So, I hope I have persuaded you that when we celebrate harvest, we have much more than simply food to be thankful for.

But, what about the second question.. to whom are we thankful?

Certainly, we are to be grateful to farmers and all those behind the food, land and people that make up farming’s value.

Indeed, one of the reasons for our report  on ‘Farming’s value to society’ was to help farmers, who up until relatively recently felt somewhat unloved, to understand their own value and how much they were really appreciated.

However, at such an event as this, in a Cathedral that has been a place of Christian worship for 900 years (where after all we do ‘do God’), we recognise that ultimately it is to God, who made and sustains our world, and provides our need, to whom we give thanks.

Our first reading (from Psalm 104) provides a vivid picture of this.

God, the Psalmist declares, made all things and His creation reveals some of His wisdom and majesty. As another Psalm says, the ‘heavens declare the glory of God’.

And through His creation, God provides for human need. But, did you notice that he also provides for human enjoyment – ‘oil to make your face shine, wine to gladden your heart’.

And, he also sustains wild creatures and is concerned for their habitats – independent of any benefit to people. God, it seems,  is concerned with both production and preservation. He is both farmer and conservationist.

So God is the ultimate origin of the food, land and people that make up the value of farming I have just described.

And with the Psalmist, our response is praise and gratitude – “bless the Lord, Oh my soul, praise the Lord”.

But let me now turn to our second reading, the story of the road to Emmaus.

It starts with a walk in the countryside, through the farmland of the time. But it was not just any country walk.

For the last three years, Jesus had been healing the sick, raising the dead, feeding the hungry and announcing that the Kingdom of God had come.

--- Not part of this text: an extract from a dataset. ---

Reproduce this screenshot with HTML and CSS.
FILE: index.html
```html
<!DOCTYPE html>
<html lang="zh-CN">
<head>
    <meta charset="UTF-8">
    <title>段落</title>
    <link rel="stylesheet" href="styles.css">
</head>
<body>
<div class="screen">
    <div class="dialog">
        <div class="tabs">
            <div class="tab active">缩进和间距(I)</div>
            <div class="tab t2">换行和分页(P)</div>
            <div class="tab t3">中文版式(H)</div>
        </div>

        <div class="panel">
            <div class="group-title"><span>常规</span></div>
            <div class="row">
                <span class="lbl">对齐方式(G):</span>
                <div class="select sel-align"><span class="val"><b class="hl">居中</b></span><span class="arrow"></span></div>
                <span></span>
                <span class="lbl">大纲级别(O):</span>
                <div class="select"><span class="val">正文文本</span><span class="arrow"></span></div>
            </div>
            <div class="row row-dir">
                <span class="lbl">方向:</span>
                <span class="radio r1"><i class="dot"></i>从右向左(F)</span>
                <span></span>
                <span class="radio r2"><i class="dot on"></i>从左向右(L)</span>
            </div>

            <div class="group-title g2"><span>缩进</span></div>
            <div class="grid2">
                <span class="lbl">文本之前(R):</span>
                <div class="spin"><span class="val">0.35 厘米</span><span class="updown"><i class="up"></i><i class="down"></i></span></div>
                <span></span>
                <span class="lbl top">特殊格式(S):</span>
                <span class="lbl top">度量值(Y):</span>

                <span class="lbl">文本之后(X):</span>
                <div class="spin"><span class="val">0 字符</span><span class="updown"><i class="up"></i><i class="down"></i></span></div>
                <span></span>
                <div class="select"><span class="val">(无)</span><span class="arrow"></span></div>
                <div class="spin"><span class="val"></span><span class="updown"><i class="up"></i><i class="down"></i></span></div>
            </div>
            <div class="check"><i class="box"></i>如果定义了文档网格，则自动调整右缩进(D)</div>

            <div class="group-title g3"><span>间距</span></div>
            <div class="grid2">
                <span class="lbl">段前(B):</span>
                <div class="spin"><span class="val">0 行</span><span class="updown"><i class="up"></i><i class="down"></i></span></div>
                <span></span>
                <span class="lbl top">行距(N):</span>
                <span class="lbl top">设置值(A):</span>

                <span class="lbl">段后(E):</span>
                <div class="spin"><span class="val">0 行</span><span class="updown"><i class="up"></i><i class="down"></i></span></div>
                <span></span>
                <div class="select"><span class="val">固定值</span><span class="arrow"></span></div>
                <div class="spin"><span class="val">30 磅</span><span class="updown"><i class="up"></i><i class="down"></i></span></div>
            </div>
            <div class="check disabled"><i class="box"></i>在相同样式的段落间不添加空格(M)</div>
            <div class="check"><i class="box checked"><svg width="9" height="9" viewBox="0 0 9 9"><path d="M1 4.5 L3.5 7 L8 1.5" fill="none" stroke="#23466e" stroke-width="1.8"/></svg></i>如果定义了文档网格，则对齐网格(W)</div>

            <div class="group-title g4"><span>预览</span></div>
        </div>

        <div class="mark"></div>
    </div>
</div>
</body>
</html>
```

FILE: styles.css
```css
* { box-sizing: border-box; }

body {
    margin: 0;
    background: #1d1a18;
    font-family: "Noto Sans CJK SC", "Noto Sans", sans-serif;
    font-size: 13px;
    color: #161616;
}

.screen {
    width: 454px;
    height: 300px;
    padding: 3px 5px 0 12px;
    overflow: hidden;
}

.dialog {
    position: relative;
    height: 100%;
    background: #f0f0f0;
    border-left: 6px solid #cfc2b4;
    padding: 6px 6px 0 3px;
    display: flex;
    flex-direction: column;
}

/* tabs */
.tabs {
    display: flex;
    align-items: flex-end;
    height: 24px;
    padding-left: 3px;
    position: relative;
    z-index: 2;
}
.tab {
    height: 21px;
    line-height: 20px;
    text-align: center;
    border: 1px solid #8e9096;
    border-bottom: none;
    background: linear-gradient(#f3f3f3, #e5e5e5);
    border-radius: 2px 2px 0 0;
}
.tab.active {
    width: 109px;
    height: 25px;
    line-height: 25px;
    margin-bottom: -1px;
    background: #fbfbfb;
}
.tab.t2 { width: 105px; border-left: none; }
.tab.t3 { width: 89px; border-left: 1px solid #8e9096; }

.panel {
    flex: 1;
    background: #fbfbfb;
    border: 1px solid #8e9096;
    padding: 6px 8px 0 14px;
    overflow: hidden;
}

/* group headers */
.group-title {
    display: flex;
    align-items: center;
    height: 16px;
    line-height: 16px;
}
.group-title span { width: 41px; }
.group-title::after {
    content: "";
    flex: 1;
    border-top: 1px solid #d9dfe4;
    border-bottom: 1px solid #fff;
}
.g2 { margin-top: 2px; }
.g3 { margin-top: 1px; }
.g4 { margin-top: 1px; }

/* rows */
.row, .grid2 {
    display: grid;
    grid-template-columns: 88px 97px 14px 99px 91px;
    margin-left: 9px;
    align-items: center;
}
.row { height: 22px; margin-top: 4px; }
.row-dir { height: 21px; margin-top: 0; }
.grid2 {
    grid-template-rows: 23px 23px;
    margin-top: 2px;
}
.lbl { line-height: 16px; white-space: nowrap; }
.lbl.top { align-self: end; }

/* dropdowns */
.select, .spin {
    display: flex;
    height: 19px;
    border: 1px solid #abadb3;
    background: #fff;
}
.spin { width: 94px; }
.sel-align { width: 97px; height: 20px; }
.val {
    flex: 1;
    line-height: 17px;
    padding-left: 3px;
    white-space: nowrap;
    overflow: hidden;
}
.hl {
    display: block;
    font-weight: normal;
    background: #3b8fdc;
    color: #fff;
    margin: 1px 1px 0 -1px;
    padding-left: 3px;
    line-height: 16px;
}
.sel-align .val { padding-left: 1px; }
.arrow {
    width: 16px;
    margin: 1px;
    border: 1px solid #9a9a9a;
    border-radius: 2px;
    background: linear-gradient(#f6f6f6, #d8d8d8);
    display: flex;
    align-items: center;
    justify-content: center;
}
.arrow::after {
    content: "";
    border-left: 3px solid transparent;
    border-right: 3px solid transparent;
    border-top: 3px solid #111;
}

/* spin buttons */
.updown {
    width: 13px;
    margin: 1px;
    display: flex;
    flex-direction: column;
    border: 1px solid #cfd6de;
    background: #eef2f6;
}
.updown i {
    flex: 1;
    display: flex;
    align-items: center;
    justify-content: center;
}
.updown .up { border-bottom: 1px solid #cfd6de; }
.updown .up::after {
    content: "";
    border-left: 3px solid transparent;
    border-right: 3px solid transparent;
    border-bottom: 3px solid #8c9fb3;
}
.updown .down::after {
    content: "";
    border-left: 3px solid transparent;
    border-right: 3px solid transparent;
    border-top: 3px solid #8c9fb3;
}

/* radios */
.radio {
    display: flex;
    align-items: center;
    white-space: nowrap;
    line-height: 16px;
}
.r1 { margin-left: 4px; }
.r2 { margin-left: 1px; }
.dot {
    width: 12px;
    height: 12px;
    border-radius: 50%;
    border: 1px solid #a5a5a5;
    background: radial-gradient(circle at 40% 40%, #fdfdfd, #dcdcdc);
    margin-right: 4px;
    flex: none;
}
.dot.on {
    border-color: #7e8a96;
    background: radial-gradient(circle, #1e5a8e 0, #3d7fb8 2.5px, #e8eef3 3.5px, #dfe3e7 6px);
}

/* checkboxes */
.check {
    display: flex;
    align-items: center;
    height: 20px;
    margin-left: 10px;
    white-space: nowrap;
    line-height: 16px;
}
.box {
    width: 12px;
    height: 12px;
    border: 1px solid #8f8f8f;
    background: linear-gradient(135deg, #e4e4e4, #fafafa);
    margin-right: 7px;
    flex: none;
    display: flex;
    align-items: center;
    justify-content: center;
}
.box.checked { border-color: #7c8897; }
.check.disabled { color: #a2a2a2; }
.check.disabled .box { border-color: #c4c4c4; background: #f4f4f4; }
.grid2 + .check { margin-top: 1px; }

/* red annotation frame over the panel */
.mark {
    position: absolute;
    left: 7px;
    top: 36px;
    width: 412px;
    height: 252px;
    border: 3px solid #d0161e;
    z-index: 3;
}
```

He also had plenty of run-ins with the establishment, which eventually led to his mock trial and crucifixion.

But, two days after his death, he rose again from the dead and appeared to some of his followers.

But he had not appeared, as yet, to the two in this account, who had decided to return to what we assume was their home some 7 miles from Jerusalem.

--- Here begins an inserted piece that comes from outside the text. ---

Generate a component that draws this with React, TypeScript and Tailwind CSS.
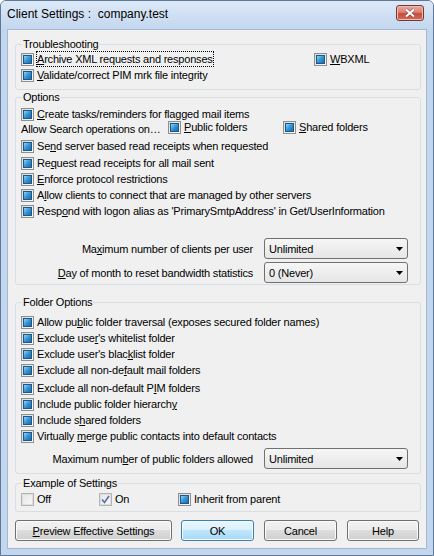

As they walk and talk, Jesus joins them, but they don’t recognise him.

They explain how they had hoped Jesus would redeem Israel. For them, this meant freeing Israel from Roman occupation and restoring Israel’s national sovereignty.

The Gospel does not tell us exactly what Jesus said in response. But it does say He interpreted what we now call the Old Testament.

So we can surmise that He explained how the Messiah of Israel would redeem not just Israel, but the whole world.

And, as He says later before His ascension, ethnic Israel’s temporal redemption and restoration will come, but that must not concern them (as it would take another 2000 years). Their remit was first of all an eternal one, to preach the Gospel to all creatures, so that all who respond and believe, Jew or Gentile, can be saved, can have eternal life.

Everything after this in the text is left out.